Availment of funds through mezzanine financing is usually very quick, so the borrower can immediately gain access to the money he needs.
It usually requires very little to no collateral, which means that the assets of the business are safe from seizure in case of failure to meet loan payments.
Since this is presented as equity on the balance sheet of the company, financial position is improved and will put the company in a favorable light in case it tries to apply for bank loans in the future.
Since this is not secured by any asset, the interest rate is often set very high. This is why it is considered to be more expensive than a regular debt. On average, the cost of mezzanine financing is at 20%.
The typical investor in this type of financing is known as the “mezzanine provider” or “mezzanine lender”. What does the mezzanine provider look at in consideration of whether to provide mezzanine funds or not?
Established reputation and product in the industry. The provider will look into the track record of the company. What are the products or services that it offers to the market? What is its standing in the market and in the industry as a whole?
Profitability of the company. The provider will also consider whether the company is earning positive profits.
Potential for growth. The business must also demonstrate a viable growth plan, such as for expansions, future acquisitions, and even entry to new markets.
Stability of cash flow. Businesses that have stable and free cash flow are in a better position to avail of mezzanine debt.
BEST PRACTICES IN FINANCING A BUSINESS
Establish yourself first
If you are an existing business, or a business in the very early stages, you should try, as much as possible, to establish your company’s position first. This is so that your business will appear as an appealing prospect to the potential lender or investor.
Maintain a healthy cash position. Debt investors would like to be assured that the money they lent to the company will be repaid in time, along with the interests attached. Equity investors, on the other hand, would like to get assurance that they will be paid the returns due them when the time for profit distribution arrives. Therefore, they will be inclined to take note of the cash position of the company, as well as the movement or flow of cash in and out of the business.
Maintain good credit rating. Debt investors and equity investors will definitely avoid dealing or transacting with a company that has a history of being unable to make its loan payments. They would not be blamed for being afraid that they, too, will not be able to collect on the money that they invested.
Find out about all possible sources of financing and identify those that are feasible in your case
Do not immediately assume that the only way you can obtain money to fund your brilliant product idea is to go to the bank and take out a loan. The discussion above would have already clued you in that there are several more options available to you.

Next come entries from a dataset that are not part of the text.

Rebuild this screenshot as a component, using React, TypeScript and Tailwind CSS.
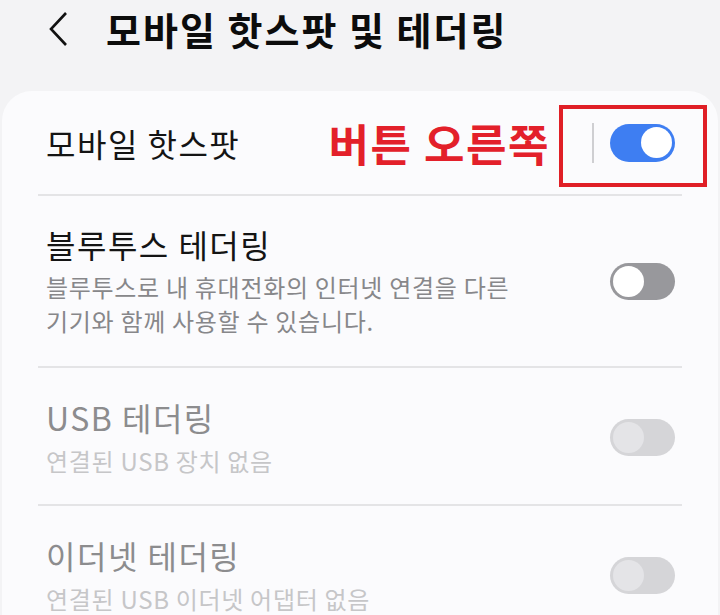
import React from "react";

type Row = {
  title: string;
  sub?: string[];
  state: "on" | "off" | "disabled";
};

const ROWS: Row[] = [
  {
    title: "블루투스 테더링",
    sub: ["블루투스로 내 휴대전화의 인터넷 연결을 다른", "기기와 함께 사용할 수 있습니다."],
    state: "off",
  },
  { title: "USB 테더링", sub: ["연결된 USB 장치 없음"], state: "disabled" },
  { title: "이더넷 테더링", sub: ["연결된 USB 이더넷 어댑터 없음"], state: "disabled" },
];

function Toggle({ state }: { state: "on" | "off" | "disabled" }) {
  if (state === "on") {
    return (
      <div className="flex h-[38px] w-[65px] items-center justify-end rounded-full bg-[#3e7ef2] pr-[3px]">
        <div className="h-[31px] w-[31px] rounded-full bg-white" />
      </div>
    );
  }
  if (state === "off") {
    return (
      <div className="flex h-[37px] w-[65px] items-center justify-start rounded-full bg-[#98989c] pl-[3px]">
        <div className="h-[31px] w-[31px] rounded-full bg-white" />
      </div>
    );
  }
  return (
    <div className="flex h-[37px] w-[65px] items-center justify-start rounded-full bg-[#d5d5d8] pl-[3px]">
      <div className="h-[31px] w-[31px] rounded-full bg-[#e4e4e7]" />
    </div>
  );
}

export default function App() {
  return (
    <div
      className="h-[615px] w-[720px] overflow-hidden bg-[#f3f3f5]"
      style={{ fontFamily: '"Noto Sans CJK KR", "Noto Sans", sans-serif' }}
    >
      {/* header */}
      <div className="flex h-[58px] items-center">
        <svg className="ml-[48px]" width="20" height="36" viewBox="0 0 20 36">
          <polyline
            points="18,2 3,18 18,34"
            fill="none"
            stroke="#111"
            strokeWidth="2.6"
            strokeLinejoin="miter"
          />
        </svg>
        <h1 className="ml-[38px] text-[38px] font-bold leading-[44px] tracking-[2px] text-[#0c0c0c]">
          모바일 핫스팟 및 테더링
        </h1>
      </div>

      {/* card */}
      <div className="mx-[2px] mt-[33px] h-[600px] rounded-t-[30px] bg-[#fbfbfd] px-[36px]">
        <div className="relative flex h-[105px] items-center border-b-2 border-[#e4e4e6] pl-2 pr-[7px]">
          <span className="text-[32px] leading-[40px] tracking-[1.5px] text-[#141414]">모바일 핫스팟</span>
          <span className="ml-auto mr-[42px] text-[44px] font-bold leading-[48px] tracking-[1.5px] text-[#e3202a]">
            버튼 오른쪽
          </span>
          <div className="h-[40px] w-[2px] bg-[#cfcfd2]" />
          <div className="ml-[16px]">
            <Toggle state="on" />
          </div>
          <div className="absolute left-[521px] top-[14px] h-[82px] w-[148px] border-4 border-[#e01f26]" />
        </div>

        {ROWS.map((row, i) => {
          const disabled = row.state === "disabled";
          return (
            <div
              key={row.title}
              className={
                "flex items-center border-b-2 border-[#e4e4e6] pl-2 pr-[7px] " +
                (i === 0 ? "pt-[28px] pb-[28px]" : "pt-[29px] pb-[27px]")
              }
            >
              <div className="flex-1">
                <div
                  className={
                    "text-[32px] leading-[40px] tracking-[1.5px] " +
                    (disabled ? "text-[#8c8c8e]" : "text-[#141414]")
                  }
                >
                  {row.title}
                </div>
                <div
                  className={
                    "text-[24px] tracking-[0.7px] " +
                    (disabled
                      ? "mt-[8px] leading-[32px] text-[#c6c6c8]"
                      : "mt-[6px] leading-[34px] text-[#87878a]")
                  }
                >
                  {row.sub?.map((s) => (
                    <div key={s}>{s}</div>
                  ))}
                </div>
              </div>
              <Toggle state={row.state} />
            </div>
          );
        })}
      </div>
    </div>
  );
}
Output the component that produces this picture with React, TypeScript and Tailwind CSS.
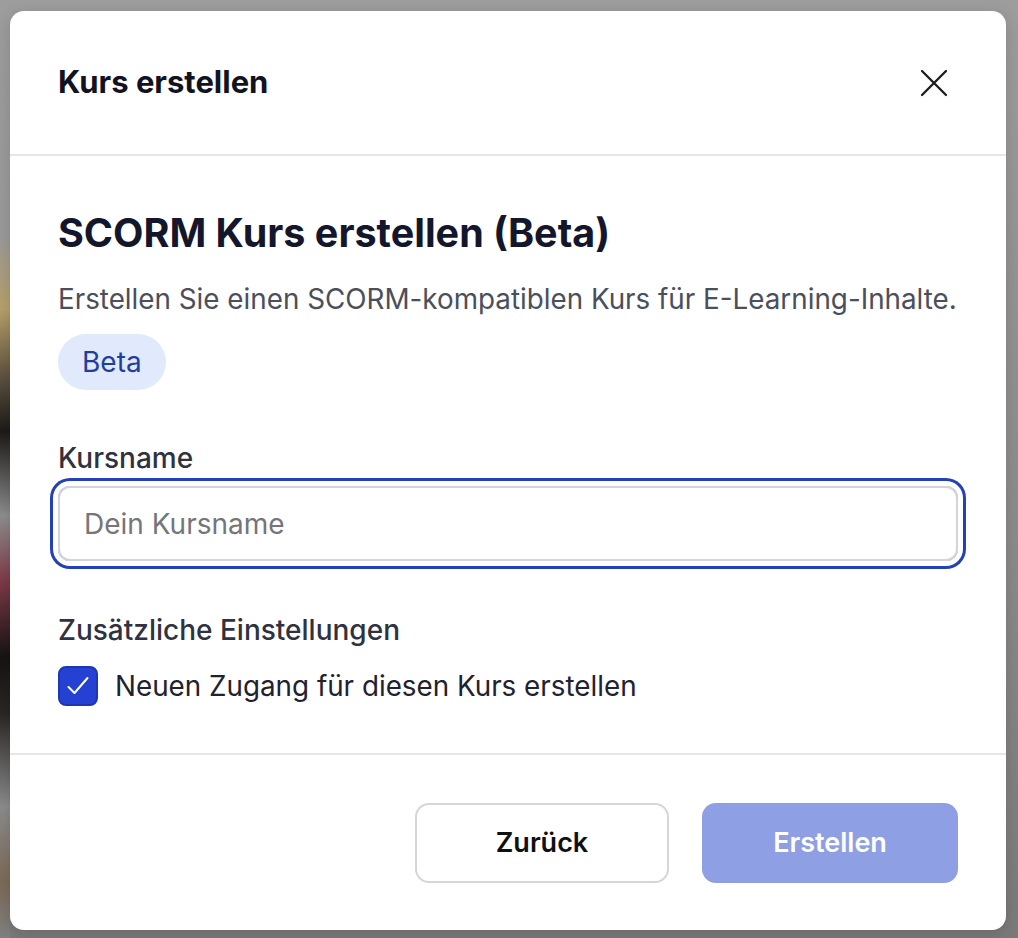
import { useState } from "react";

const CreateCourseDialog = () => {
  const [name, setName] = useState("");
  const [newAccess, setNewAccess] = useState(true);

  return (
    <div className="min-h-[938px] w-full bg-[#8f8f8f] flex font-['Inter',sans-serif]">
      {/* blurred page behind the overlay */}
      <div className="w-[10px] shrink-0 bg-[linear-gradient(to_bottom,#9d9d9d_0%,#9a9a9a_25%,#b7a06a_33%,#5f5440_40%,#1d1a18_46%,#8e8e8e_55%,#7e3a48_62%,#171313_70%,#2a2624_76%,#8c8c8c_86%,#7b6a58_94%,#808080_100%)]" />
      <div className="flex-1 pt-[11px] pb-[8px] pr-[12px] bg-[linear-gradient(to_bottom,#9d9d9d,#8a8a8a_60%,#7a7a7a)]">
        <div className="w-[996px] h-[919px] bg-white rounded-[14px] flex flex-col shadow-[0_4px_16px_rgba(0,0,0,0.15)]">
          <div className="h-[145px] shrink-0 flex items-center justify-between pl-[48px] pr-[58px] border-b-[2px] border-[#e6e6e6]">
            <h1 className="text-[31px] font-bold text-[#111322]">
              Kurs erstellen
            </h1>
            <button className="text-[#1b1b22]">
              <svg
                width="28"
                height="28"
                viewBox="0 0 28 28"
                fill="none"
                stroke="currentColor"
                strokeWidth="2.3"
                strokeLinecap="round"
              >
                <path d="M2 2l24 24M26 2L2 26" />
              </svg>
            </button>
          </div>

          <div className="flex flex-col px-[48px] pt-[54px] pb-[47px] border-b-[2px] border-[#e6e6e6]">
            <h2 className="text-[39.5px] leading-[46px] font-bold text-[#14162b]">
              SCORM Kurs erstellen (Beta)
            </h2>
            <p className="mt-[25px] text-[27.8px] leading-[36px] text-[#4b4f5c]">
              Erstellen Sie einen SCORM-kompatiblen Kurs für E-Learning-Inhalte.
            </p>
            <span className="mt-[17px] self-start h-[56px] px-[24px] flex items-center rounded-full bg-[#e0eafc] text-[28px] text-[#1f3f9e]">
              Beta
            </span>

            <label
              htmlFor="kursname"
              className="mt-[50px] text-[28px] leading-[36px] font-medium text-[#2f3240]"
            >
              Kursname
            </label>
            <div className="mt-[10px] rounded-[12px] ring-[3px] ring-[#2541b8] ring-offset-[5px]">
              <input
                id="kursname"
                value={name}
                onChange={(e) => setName(e.target.value)}
                placeholder="Dein Kursname"
                className="w-full h-[75px] rounded-[12px] border-[2px] border-[#d4d4d6] px-[24px] text-[28px] text-[#1f2937] placeholder:text-[#75757a] outline-none"
              />
            </div>

            <p className="mt-[51px] text-[28px] leading-[36px] font-medium text-[#2f3240]">
              Zusätzliche Einstellungen
            </p>
            <label className="mt-[18px] flex items-center gap-[17px] cursor-pointer">
              <button
                type="button"
                onClick={() => setNewAccess((v) => !v)}
                className={
                  newAccess
                    ? "w-[40px] h-[40px] shrink-0 rounded-[8px] bg-[#2541d3] border-[2px] border-[#1e36b0] flex items-center justify-center"
                    : "w-[40px] h-[40px] shrink-0 rounded-[8px] bg-white border-[2px] border-[#d4d4d6]"
                }
              >
                {newAccess && (
                  <svg
                    width="24"
                    height="24"
                    viewBox="0 0 24 24"
                    fill="none"
                    stroke="white"
                    strokeWidth="2"
                    strokeLinecap="round"
                    strokeLinejoin="round"
                  >
                    <path d="M2.5 13l6 6L21.5 4" />
                  </svg>
                )}
              </button>
              <span className="text-[27.8px] leading-[36px] text-[#1f2230]">
                Neuen Zugang für diesen Kurs erstellen
              </span>
            </label>
          </div>

          <div className="flex justify-end gap-[33px] px-[48px] pt-[48px]">
            <button className="w-[254px] h-[80px] rounded-[14px] border-[2px] border-[#d6d6d6] bg-white text-[27px] font-semibold text-[#0f0f14]">
              Zurück
            </button>
            <button
              disabled
              className="w-[256px] h-[80px] rounded-[14px] bg-[#8f9fe3] text-[27px] font-semibold text-white"
            >
              Erstellen
            </button>
          </div>
        </div>
      </div>
    </div>
  );
};

export default CreateCourseDialog;
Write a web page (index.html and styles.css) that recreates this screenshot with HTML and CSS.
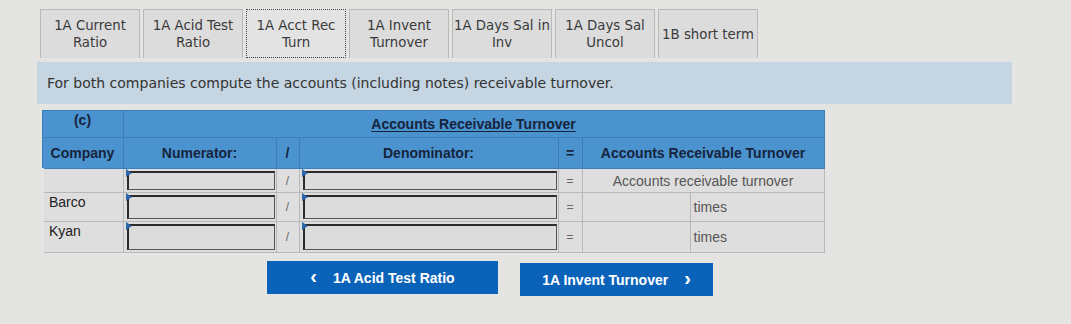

Once you have decided that debt financing is the most suitable avenue for you, or that equity financing is your best option, you should not just jump on the first debt or equity investor that you find. Learn to “shop” around. You may regret choosing a debt investor, only to realize later on that there is another investor that may offer more reasonable terms.
Explore all the options and avenues available to you. It is also possible that your analysis will lead you to realize that a single financing option is not going to be enough, and you’d have to employ two or three financing options. This can happen, and it is actually happening. Don’t worry; there is no rule that says you can only acquire debt financing or equity financing, but not both at the same time.
Know who you are seeking financing from, and probe the details
Study these investors, because you also would want to make sure you are dealing with legitimate and above-board institutions or individuals. Just because someone came forward offering money outright does not mean you should also accept it outright. You also have to make sure that they have a good reputation as investors.
You should also take note of the fees involved, or the costs that will be incurred in securing funding. Transaction fees, interest rates, and other charges are bound to come up, and it is vital that you know what they are, and what they are for. This will also give you enough knowledge to know whether you can negotiate terms or not.